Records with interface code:
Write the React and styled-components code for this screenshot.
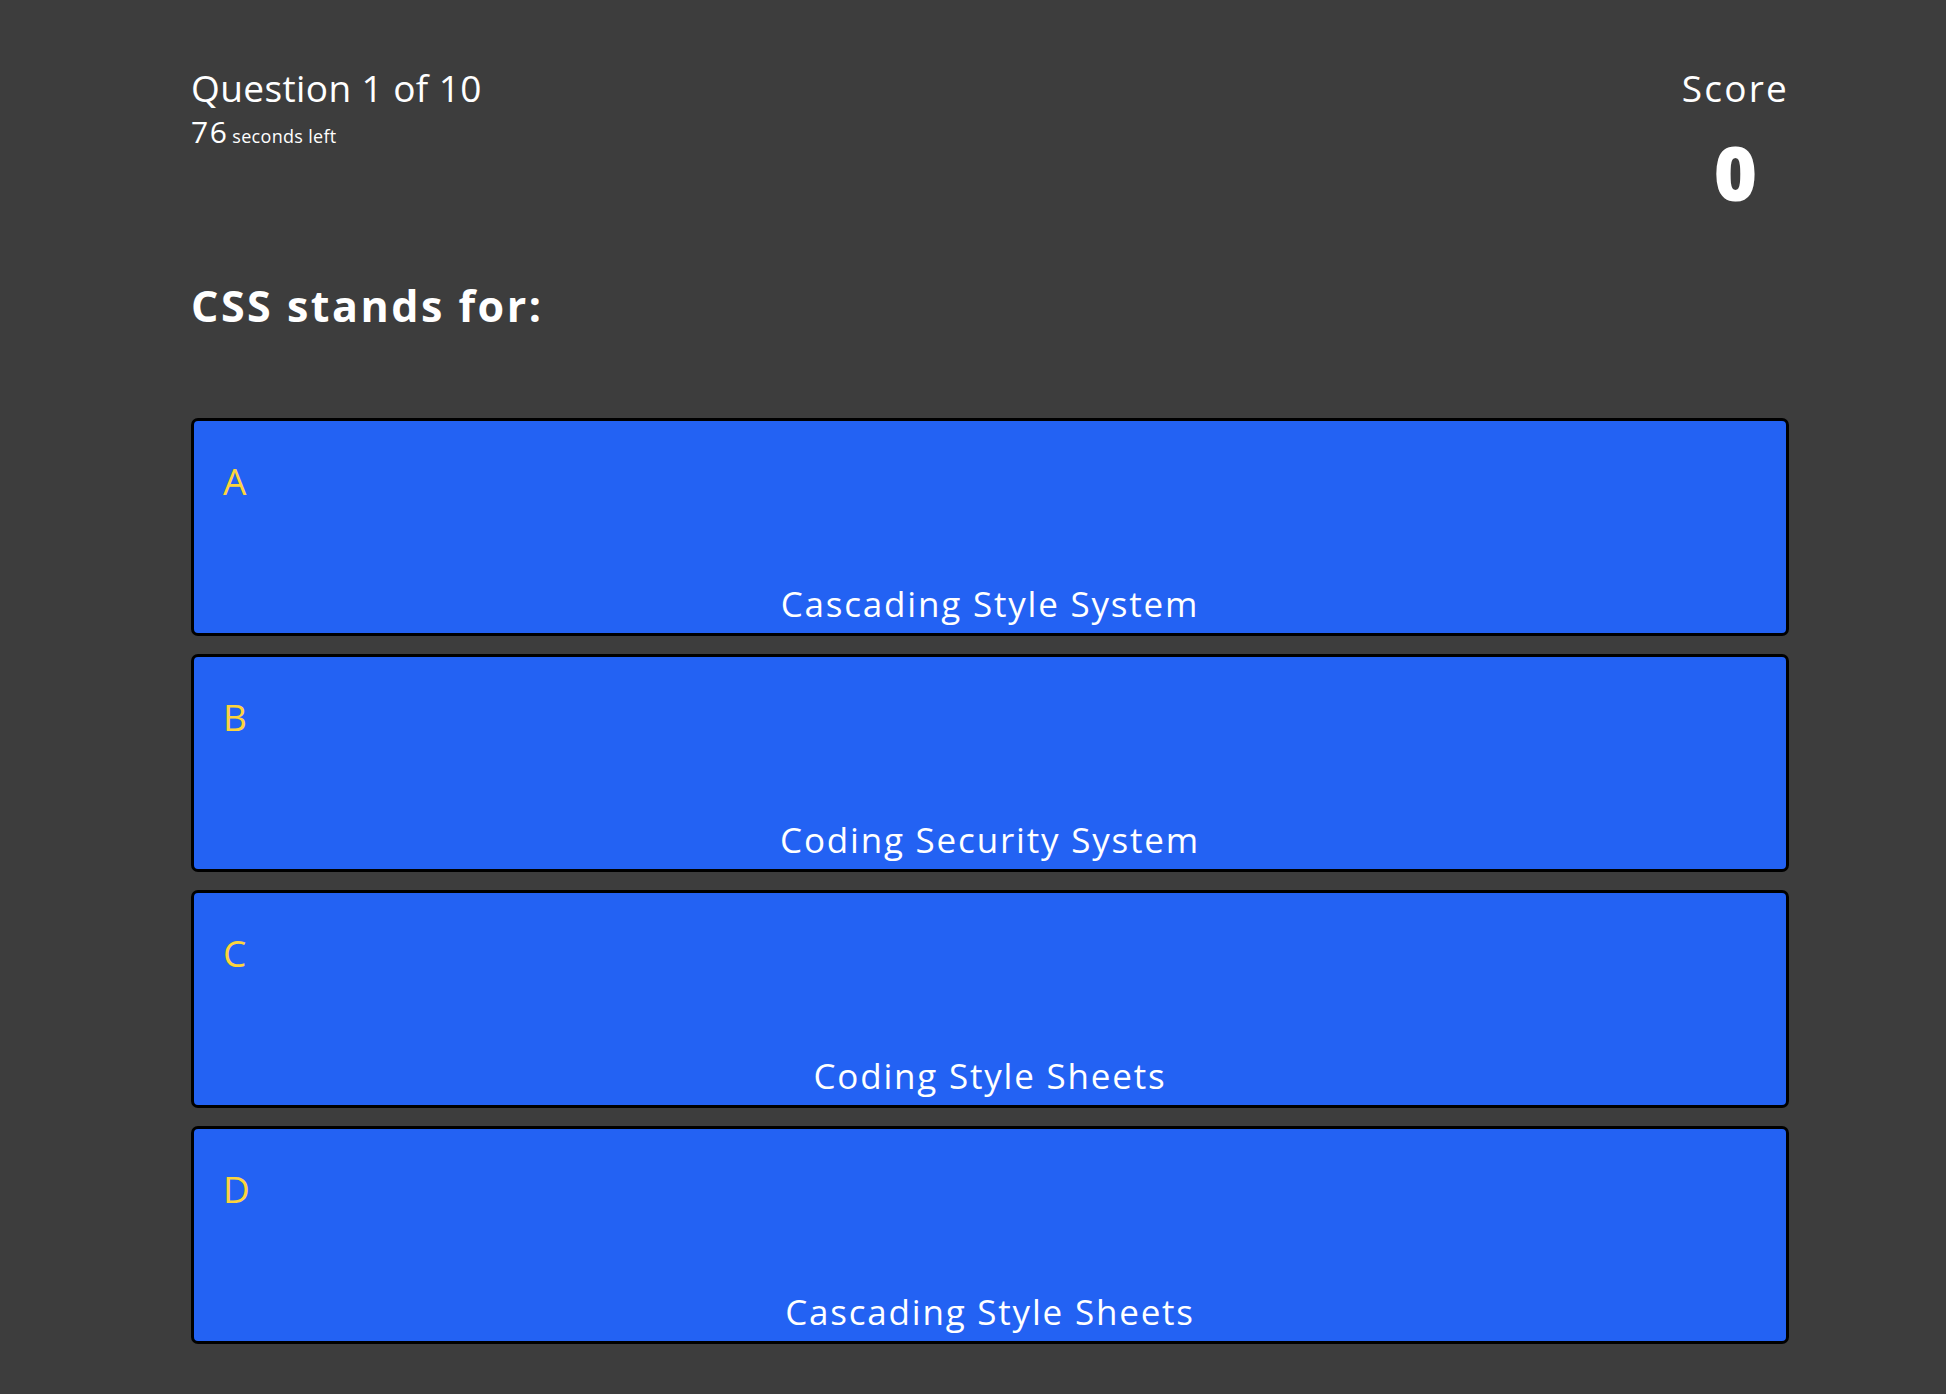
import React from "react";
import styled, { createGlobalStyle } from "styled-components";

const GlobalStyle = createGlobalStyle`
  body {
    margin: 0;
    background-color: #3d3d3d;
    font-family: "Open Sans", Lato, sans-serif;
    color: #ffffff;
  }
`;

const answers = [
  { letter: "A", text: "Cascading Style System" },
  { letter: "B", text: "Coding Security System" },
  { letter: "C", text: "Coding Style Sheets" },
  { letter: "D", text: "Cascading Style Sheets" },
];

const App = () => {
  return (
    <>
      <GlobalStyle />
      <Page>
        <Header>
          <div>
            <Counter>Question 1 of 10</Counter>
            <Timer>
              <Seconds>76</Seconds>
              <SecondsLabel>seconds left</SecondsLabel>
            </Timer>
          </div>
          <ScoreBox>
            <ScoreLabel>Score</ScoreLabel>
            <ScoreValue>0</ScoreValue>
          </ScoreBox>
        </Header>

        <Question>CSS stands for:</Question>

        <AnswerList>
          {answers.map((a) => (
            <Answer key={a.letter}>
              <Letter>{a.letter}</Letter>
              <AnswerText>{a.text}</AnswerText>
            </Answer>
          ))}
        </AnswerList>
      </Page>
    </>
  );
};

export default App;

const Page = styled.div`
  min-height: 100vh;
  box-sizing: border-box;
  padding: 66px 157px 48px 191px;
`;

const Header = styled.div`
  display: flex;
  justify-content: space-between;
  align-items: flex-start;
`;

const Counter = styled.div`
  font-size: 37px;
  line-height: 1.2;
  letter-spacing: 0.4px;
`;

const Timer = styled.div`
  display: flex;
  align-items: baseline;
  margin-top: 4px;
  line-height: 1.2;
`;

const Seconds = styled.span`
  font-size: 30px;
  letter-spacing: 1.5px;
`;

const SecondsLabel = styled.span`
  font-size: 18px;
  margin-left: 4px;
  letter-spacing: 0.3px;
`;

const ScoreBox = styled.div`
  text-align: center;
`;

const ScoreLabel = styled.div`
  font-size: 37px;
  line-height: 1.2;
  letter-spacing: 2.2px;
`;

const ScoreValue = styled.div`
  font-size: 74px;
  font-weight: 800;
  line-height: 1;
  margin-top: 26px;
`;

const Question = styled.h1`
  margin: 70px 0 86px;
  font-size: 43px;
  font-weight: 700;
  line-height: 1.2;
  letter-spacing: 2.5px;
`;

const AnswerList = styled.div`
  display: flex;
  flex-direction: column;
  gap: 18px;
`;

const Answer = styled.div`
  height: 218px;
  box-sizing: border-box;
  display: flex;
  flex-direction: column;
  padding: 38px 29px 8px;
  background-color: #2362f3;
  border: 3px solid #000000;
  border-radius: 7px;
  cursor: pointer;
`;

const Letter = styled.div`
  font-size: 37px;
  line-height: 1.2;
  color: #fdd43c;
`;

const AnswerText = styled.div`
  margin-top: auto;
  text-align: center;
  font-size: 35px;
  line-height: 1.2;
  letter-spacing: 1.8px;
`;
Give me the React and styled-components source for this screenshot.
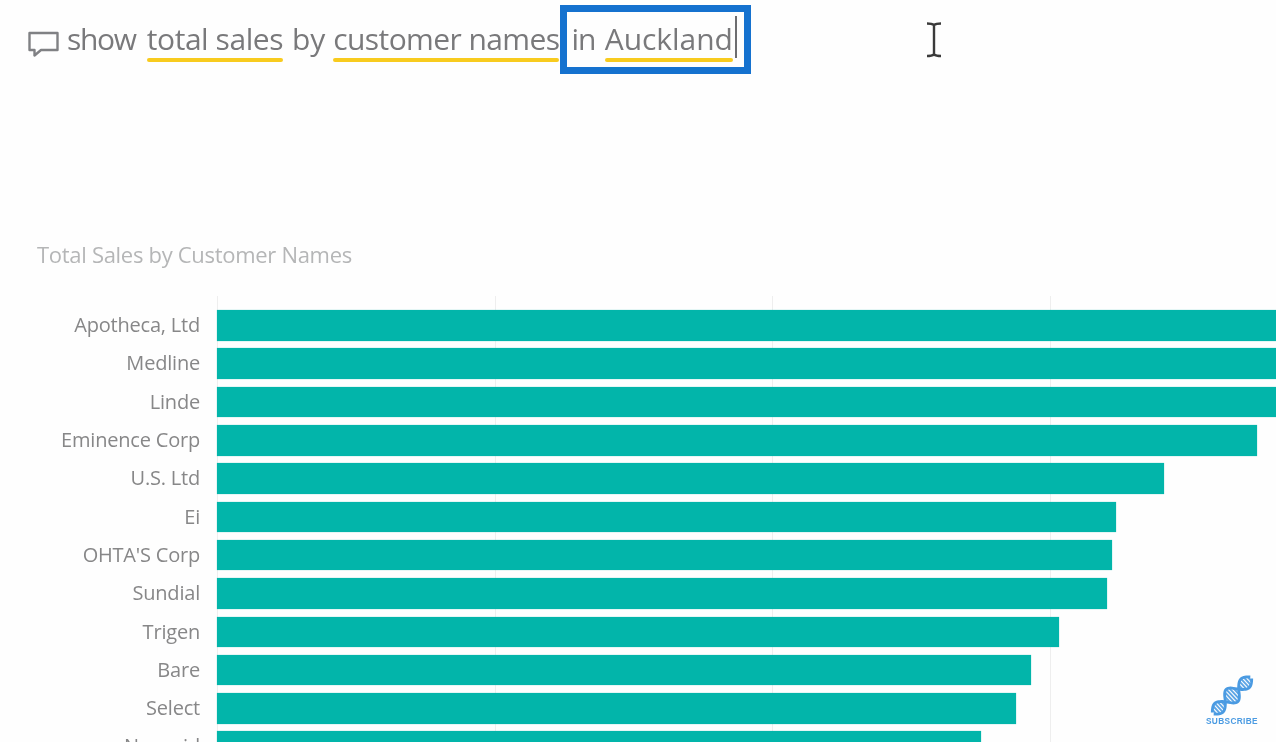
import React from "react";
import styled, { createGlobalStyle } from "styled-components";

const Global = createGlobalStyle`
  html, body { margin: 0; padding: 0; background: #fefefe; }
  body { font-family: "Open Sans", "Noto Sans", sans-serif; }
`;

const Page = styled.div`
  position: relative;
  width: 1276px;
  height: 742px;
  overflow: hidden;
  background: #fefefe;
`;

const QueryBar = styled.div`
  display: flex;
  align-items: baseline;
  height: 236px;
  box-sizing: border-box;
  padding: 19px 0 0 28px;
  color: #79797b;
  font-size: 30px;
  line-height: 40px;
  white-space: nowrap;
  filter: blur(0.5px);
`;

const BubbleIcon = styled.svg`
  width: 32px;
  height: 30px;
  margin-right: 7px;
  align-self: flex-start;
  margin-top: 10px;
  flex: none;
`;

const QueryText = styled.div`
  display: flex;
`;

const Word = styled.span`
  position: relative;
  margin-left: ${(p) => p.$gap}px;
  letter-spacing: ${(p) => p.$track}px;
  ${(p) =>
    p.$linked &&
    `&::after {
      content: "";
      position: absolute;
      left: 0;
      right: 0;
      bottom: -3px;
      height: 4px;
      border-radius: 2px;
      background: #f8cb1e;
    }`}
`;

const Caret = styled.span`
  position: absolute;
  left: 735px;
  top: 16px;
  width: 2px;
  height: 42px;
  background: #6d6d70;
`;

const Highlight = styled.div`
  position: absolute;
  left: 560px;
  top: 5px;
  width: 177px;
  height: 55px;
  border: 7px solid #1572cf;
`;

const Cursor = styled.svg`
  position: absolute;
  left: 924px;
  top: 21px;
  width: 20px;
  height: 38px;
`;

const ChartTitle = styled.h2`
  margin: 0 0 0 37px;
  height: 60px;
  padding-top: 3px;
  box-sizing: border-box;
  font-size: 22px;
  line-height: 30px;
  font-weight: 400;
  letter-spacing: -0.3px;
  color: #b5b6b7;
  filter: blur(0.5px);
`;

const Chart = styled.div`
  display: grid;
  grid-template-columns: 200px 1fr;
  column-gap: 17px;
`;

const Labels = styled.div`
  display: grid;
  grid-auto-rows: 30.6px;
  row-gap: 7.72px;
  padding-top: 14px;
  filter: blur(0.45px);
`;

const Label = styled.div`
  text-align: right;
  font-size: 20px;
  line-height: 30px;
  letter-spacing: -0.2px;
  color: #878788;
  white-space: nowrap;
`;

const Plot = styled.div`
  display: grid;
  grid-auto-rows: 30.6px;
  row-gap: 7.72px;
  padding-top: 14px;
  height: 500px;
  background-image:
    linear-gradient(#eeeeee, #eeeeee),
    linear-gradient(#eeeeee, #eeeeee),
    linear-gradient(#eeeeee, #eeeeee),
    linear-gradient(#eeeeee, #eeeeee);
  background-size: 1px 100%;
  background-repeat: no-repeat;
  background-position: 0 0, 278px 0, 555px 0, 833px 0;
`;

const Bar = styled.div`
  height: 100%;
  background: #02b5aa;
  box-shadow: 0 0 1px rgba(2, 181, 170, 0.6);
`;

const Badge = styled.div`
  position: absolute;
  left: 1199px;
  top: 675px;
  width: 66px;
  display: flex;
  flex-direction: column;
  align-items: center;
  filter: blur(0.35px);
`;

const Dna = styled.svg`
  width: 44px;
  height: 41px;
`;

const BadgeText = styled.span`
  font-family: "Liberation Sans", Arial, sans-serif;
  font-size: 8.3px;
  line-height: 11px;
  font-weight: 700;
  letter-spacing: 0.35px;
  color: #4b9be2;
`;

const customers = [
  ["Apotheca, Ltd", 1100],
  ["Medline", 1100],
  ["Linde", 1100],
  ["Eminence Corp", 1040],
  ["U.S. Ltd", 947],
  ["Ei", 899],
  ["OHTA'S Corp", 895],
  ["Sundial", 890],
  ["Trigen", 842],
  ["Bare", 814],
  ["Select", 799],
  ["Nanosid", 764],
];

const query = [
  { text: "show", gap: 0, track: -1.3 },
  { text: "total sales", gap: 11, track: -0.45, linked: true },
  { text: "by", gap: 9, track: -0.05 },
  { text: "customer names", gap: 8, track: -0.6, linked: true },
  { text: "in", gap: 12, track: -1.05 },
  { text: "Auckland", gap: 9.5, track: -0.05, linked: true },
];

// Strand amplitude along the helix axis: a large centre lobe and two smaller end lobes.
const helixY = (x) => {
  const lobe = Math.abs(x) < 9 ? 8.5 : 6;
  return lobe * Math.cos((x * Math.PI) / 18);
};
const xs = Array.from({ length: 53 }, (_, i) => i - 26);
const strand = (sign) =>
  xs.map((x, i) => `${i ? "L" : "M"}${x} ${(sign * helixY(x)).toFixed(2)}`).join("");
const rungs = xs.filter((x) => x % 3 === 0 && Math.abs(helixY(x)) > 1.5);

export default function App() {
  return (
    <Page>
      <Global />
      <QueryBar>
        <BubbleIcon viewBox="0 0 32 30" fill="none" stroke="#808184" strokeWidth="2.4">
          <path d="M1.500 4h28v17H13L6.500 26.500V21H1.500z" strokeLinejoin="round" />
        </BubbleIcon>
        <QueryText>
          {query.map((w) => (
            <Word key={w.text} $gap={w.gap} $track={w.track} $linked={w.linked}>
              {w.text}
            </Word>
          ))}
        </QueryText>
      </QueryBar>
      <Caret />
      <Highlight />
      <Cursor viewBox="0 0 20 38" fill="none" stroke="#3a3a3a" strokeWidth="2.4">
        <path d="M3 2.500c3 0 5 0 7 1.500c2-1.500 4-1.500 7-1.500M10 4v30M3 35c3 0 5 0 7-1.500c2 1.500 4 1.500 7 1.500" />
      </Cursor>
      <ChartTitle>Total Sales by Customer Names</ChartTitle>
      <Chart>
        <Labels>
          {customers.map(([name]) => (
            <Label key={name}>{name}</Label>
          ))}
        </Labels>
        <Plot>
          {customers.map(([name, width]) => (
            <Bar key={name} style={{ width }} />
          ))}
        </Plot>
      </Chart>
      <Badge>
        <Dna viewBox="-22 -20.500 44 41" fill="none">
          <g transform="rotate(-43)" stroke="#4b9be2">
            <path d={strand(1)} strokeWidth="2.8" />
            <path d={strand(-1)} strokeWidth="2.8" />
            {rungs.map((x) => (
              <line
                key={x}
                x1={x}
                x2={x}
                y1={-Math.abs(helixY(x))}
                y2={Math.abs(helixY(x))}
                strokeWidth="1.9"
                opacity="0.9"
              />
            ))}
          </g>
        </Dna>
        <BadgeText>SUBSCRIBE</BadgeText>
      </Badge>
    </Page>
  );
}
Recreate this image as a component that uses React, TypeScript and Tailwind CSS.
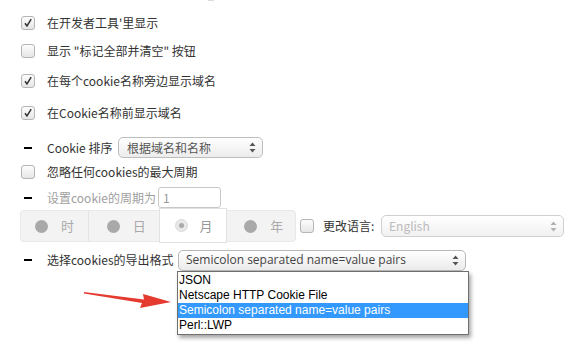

## [STATED EXERCISE]
Identify each line containing the string "screenshot" and copy it out.

## [SOLUTION TO THE EXERCISE]
Write the React and styled-components code for this screenshot.
Give me the React and styled-components source for this screenshot.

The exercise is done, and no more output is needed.